The problem, as feminist writer Lindy West points out in her New York Times column “Real Men Get Made Fun Of,” is that while men may want to help, they often hesitate to stick up for women and minorities when push comes to shove. They’re aware that calling out sexism when they see it may mean facing mockery, condescension, or rebuke. But as West writes:
“Getting yelled at and made fun of is where many of us live all the time. Speaking up costs us friends, jobs, credibility and invisible opportunities we’ll never even know enough about to regret.
I know there’s pressure not to be a dorky, try-hard male feminist stereotype; there’s always a looming implication that you could lose your spot in the club; if you seem opportunistic or performative in your support, if you suck up too much oxygen and demand praise, women will yell at you for that too. But I need you to absorb that risk. I need you to get yelled at and made fun of, a lot, and if you get kicked out of the club, I need you to be relieved, and I need you to help build a new one.”
The first step, then, is for men to decide that they will be allies not only in spirit, but in action.
Give women the credit they deserve
Sandberg also points out that many studies have proven women are far less likely than men to receive credit for comments and ideas they share in meetings.

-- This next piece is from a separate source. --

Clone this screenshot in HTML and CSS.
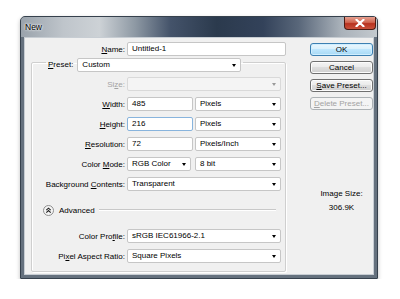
FILE: index.html
```html
<!DOCTYPE html>
<html lang="en">
<head>
    <meta charset="UTF-8">
    <title>New</title>
    <link rel="stylesheet" href="styles.css">
</head>
<body>
    <div class="window">
        <div class="titlebar">
            <span class="title">New</span>
            <div class="close">
                <svg width="10" height="8" viewBox="0 0 10 8"><path d="M1.5 0.8 L8.5 7.2 M8.5 0.8 L1.5 7.2" stroke="#fff" stroke-width="2.2" stroke-linecap="round"/></svg>
            </div>
        </div>
        <div class="client">
            <div class="main">
                <div class="row top-row">
                    <label class="lbl lbl-top"><u>N</u>ame:</label>
                    <div class="field name-field">Untitled-1</div>
                </div>
                <fieldset class="preset">
                    <legend class="legend">
                        <label class="legend-lbl"><u>P</u>reset:</label>
                        <div class="field select preset-select">Custom</div>
                    </legend>

                    <div class="row">
                        <label class="lbl disabled">Si<u>z</u>e:</label>
                        <div class="field select full dim"></div>
                    </div>
                    <div class="row">
                        <label class="lbl"><u>W</u>idth:</label>
                        <div class="field num">485</div>
                        <div class="field select unit">Pixels</div>
                    </div>
                    <div class="row">
                        <label class="lbl"><u>H</u>eight:</label>
                        <div class="field num focus">216</div>
                        <div class="field select unit">Pixels</div>
                    </div>
                    <div class="row">
                        <label class="lbl"><u>R</u>esolution:</label>
                        <div class="field num">72</div>
                        <div class="field select unit">Pixels/Inch</div>
                    </div>
                    <div class="row">
                        <label class="lbl">Color <u>M</u>ode:</label>
                        <div class="field select mode">RGB Color</div>
                        <div class="field select unit">8 bit</div>
                    </div>
                    <div class="row">
                        <label class="lbl">Background <u>C</u>ontents:</label>
                        <div class="field select full">Transparent</div>
                    </div>

                    <div class="advanced">
                        <svg class="adv-icon" width="11" height="11" viewBox="0 0 11 11">
                            <circle cx="5.5" cy="5.5" r="5" fill="#f4f4f4" stroke="#8e8e8e"/>
                            <path d="M3.3 5.2 L5.5 3.2 L7.7 5.2 M3.3 7.6 L5.5 5.6 L7.7 7.6" fill="none" stroke="#222" stroke-width="1.1"/>
                        </svg>
                        <span class="adv-text">Advanced</span>
                        <span class="adv-line"></span>
                    </div>

                    <div class="row">
                        <label class="lbl">Color Pro<u>f</u>ile:</label>
                        <div class="field select full">sRGB IEC61966-2.1</div>
                    </div>
                    <div class="row">
                        <label class="lbl">Pi<u>x</u>el Aspect Ratio:</label>
                        <div class="field select full">Square Pixels</div>
                    </div>
                </fieldset>
            </div>

            <div class="side">
                <div class="btn btn-default">OK</div>
                <div class="btn">Cancel</div>
                <div class="btn"><u>S</u>ave Preset...</div>
                <div class="btn btn-disabled"><u>D</u>elete Preset...</div>
                <div class="image-size">
                    <div>Image Size:</div>
                    <div class="size-value">306.9K</div>
                </div>
            </div>
        </div>
    </div>
</body>
</html>
```

FILE: styles.css
```css
body {
    margin: 0;
    background: #fff;
    font-family: "Liberation Sans", Arial, sans-serif;
    font-size: 8px;
    color: #000;
}
.window {
    margin: 16px 0 0 20px;
    width: 358px;
    height: 263px;
    box-sizing: border-box;
    border: 1px solid #36414d;
    border-radius: 5px 5px 1px 1px;
    background: #65717e;
    padding: 0 3px 3px;
    display: flex;
    flex-direction: column;
    box-shadow: 0 2px 4px rgba(0, 0, 0, 0.25);
}
.titlebar {
    height: 20px;
    margin: 0 -3px;
    padding: 0 1px 0 4px;
    display: flex;
    align-items: flex-start;
    border-radius: 4px 4px 0 0;
    background: linear-gradient(90deg, #9aa3ac 0%, #bfc5cb 12%, #cdd2d6 22%, #8e99a4 32%, #44536a 42%, #2b3a4d 55%, #33425a 68%, #59677a 78%, #aab2ba 90%, #c3c9ce 100%);
}
.title {
    margin-top: 5px;
    font-size: 8.5px;
    color: #000;
    text-shadow: 0 0 3px #fff, 0 0 2px #fff;
}
.close {
    margin-left: auto;
    width: 32px;
    height: 13px;
    box-sizing: border-box;
    border: 1px solid #4c1a12;
    border-top: none;
    border-radius: 0 0 4px 4px;
    background: linear-gradient(#e6a090 0%, #d0654f 45%, #b8321f 55%, #c8503a 100%);
    display: flex;
    align-items: center;
    justify-content: center;
}
.client {
    flex: 1;
    border: 1px solid #c7cdd3;
    background: #f0f0f0;
    display: flex;
}
.main {
    width: 272px;
    padding-top: 4px;
}
.row {
    display: flex;
    align-items: center;
    height: 14px;
    margin-bottom: 6px;
}
.top-row {
    margin-bottom: 2px;
}
.lbl {
    width: 93px;
    margin-right: 2px;
    text-align: right;
    white-space: nowrap;
}
.lbl-top {
    width: 100px;
}
.disabled {
    color: #a3a3a3;
}
.field {
    height: 14px;
    box-sizing: border-box;
    border: 1px solid #c6c6c6;
    border-radius: 2px;
    background: #fff;
    padding-left: 4px;
    line-height: 12px;
    white-space: nowrap;
}
.focus {
    border-color: #88b4dd;
}
.name-field {
    width: 159px;
}
.num {
    width: 66px;
    margin-right: 2px;
}
.unit {
    width: 86px;
}
.mode {
    width: 64px;
    margin-right: 4px;
}
.full {
    width: 154px;
}
.select {
    display: flex;
    align-items: center;
    padding-right: 4px;
}
.select::after {
    content: "";
    margin-left: auto;
    border-left: 2.5px solid transparent;
    border-right: 2.5px solid transparent;
    border-top: 3px solid #000;
}
.dim {
    background: #f4f4f4;
    border-color: #d9d9d9;
}
.dim::after {
    border-top-color: #9a9a9a;
}
.preset {
    margin: 2px 0 0 6px;
    width: 255px;
    box-sizing: border-box;
    border: 1px solid #cfcfcf;
    border-radius: 2px;
    box-shadow: inset 1px 1px 0 #fff, 1px 1px 0 #fff;
    padding: 11px 0 2px 0;
}
.legend {
    height: 8px;
    padding: 0 2px;
    margin-left: 14px;
    display: flex;
    align-items: flex-start;
}
.legend-lbl {
    line-height: 14px;
    margin-right: 4px;
}
.preset-select {
    width: 164px;
}
.advanced {
    display: flex;
    align-items: center;
    height: 14px;
    margin: 12px 0 12px 11px;
}
.adv-icon {
    margin-right: 5px;
}
.adv-text {
    margin-right: 4px;
}
.adv-line {
    width: 177px;
    height: 1px;
    background: #c8c8c8;
    border-bottom: 1px solid #fff;
}
.side {
    width: 70px;
    margin: 5px 0 0 24px;
    display: flex;
    flex-direction: column;
    gap: 5px;
}
.btn {
    height: 13px;
    box-sizing: border-box;
    border: 1px solid #707070;
    border-radius: 3px;
    background: linear-gradient(#f4f4f4 0%, #ebebeb 45%, #dddddd 50%, #cfcfcf 100%);
    box-shadow: inset 0 0 0 1px #fcfcfc;
    text-align: center;
    line-height: 11px;
}
.btn-default {
    border-color: #3c7fb1;
    background: linear-gradient(#eaf6fd 0%, #d9f0fc 45%, #bee6fd 50%, #a7d9f5 100%);
    box-shadow: inset 0 0 0 1px #cfeeff;
}
.btn-disabled {
    border-color: #adb2b5;
    background: #f4f4f4;
    color: #a3a3a3;
    box-shadow: none;
}
.image-size {
    margin-top: 74px;
    text-align: center;
}
.size-value {
    margin-top: 5px;
}
```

“If you are a man in that meeting—and you don’t have to be the boss, you could be a colleague—and that happens, you could say, ‘That’s a great idea—Liz, that was your idea. Tell us about it,'” says Sandberg. “You don’t even have to say you stole her idea, just give the woman credit. Give the girl credit if it’s in a classroom.”
The phenomenon of women not receiving credit for their work is partially attributable to the double bind that women constantly face in meetings, email, and everywhere in between. “When a woman speaks in a professional setting, she walks a tightrope. Either she’s barely heard or she’s judged as too aggressive,” Sandberg and organizational psychologist Adam Grant write in the New York Times. Women of color can be even more strongly affected, as West points out: “People of color not only have to deal with racism; they also have to deal with white people labeling them “angry” or “hostile” or “difficult” for objecting.”
But as most women know, blaming sexism entirely on implicit biases is a copout. Women are consistently denied credit for their ideas, promotions, and equal salaries because men—who are usually the gatekeepers to professional advancement—do nothing.
Don’t make assumptions about what women want
Men also need to check their instinct to make assumptions about what is best for their female colleagues. “Don’t have private conversations where a woman’s pregnant and you say, ‘We’re not going to offer her that job, she’s pregnant.’ Ask her,” she says to Hoffman. “She might decide she doesn’t want to travel more, but she might decide she wants to do it. So often, we take opportunities away from women, because we assume we know what they want, rather than giving them the full opportunities they deserve.”
Patronizing as such a situation may sound, Sandberg has work experience at some of the most “progressive” companies in the world. Even progressive workplaces may fall prey to stereotypical assumptions about what women want for their lives and careers. So it’s crucial that men check their belief that they’re mind readers—or, worse, their colleagues’ parents.
Make professional connections with women
Another way that men inadvertently hoard opportunities, says Sandberg, is by avoiding situations where they might be alone with another woman. “A huge percentage of men are literally afraid to be seen one-on-one alone with a woman,” she says. “Where do you think the mentoring happens?”
The US had a national conversation about this phenomenon earlier this year when word broke that vice president Mike Pence refuses to dine alone with any woman who is not his wife. As Jill Filipovic explains in Cosmopolitan, this mindset has an enormous cost for gender equality.
“In politics, after-work dinners and drinks are where meetings are routinely held, strategies are hashed out, career advice is doled out, information is shared, and relationships are built.
If men like Pence won’t engage with women one-on-one in informal settings, it’s the women who miss out — because it’s still men who run the show. It would be awfully hard for a woman in any high-powered industry to have a same-sex-only dining rule, because there are simply so few women at the top of their fields in politics, business, technology, and law. Ladies-only lunching (or dining of any kind) would mean the inability to meet individually and informally with the overwhelming majority of leaders in your field.”
Some men may argue that they want to mentor women, but can’t for fear of appearing sexually motivated. This argument isn’t crazy, in light of this year’s highly publicized Silicon Valley sexual harassment scandals—but it is inherently sexist.
The reality is that the vast majority of straight men are fully capable of spending time alone with women without cheating or committing sexual harassment, Filipovic writes. “Perhaps men who can’t be alone with women without being sexually tempted by them are a liability, and shouldn’t be in charge of anyone or anything.”
And if men feel uncomfortable with being alone with women colleagues in a specific scenario, they can simply change the scenario. Sandberg offers a story about a partner at Goldman Sachs. “He had daughters, and he realized he was totally comfortable having dinners with men, but not women,” she says. “So he decided—no dinners.”
The same logic should apply to athletic outings, drinks, or other networking opportunities that men “don’t feel totally comfortable” partaking in with women (or, more importantly, that women are systematically excluded from partaking in with men). Another man Sandberg spoke with realized he only traveled with the young men in his office—so he made a commitment to start taking women too.
“Either way is fine,” concludes Sandberg. “You may decide—all the travel, all the dinners, no travel, no dinners—but whatever you decide make it explicit, and make it equal."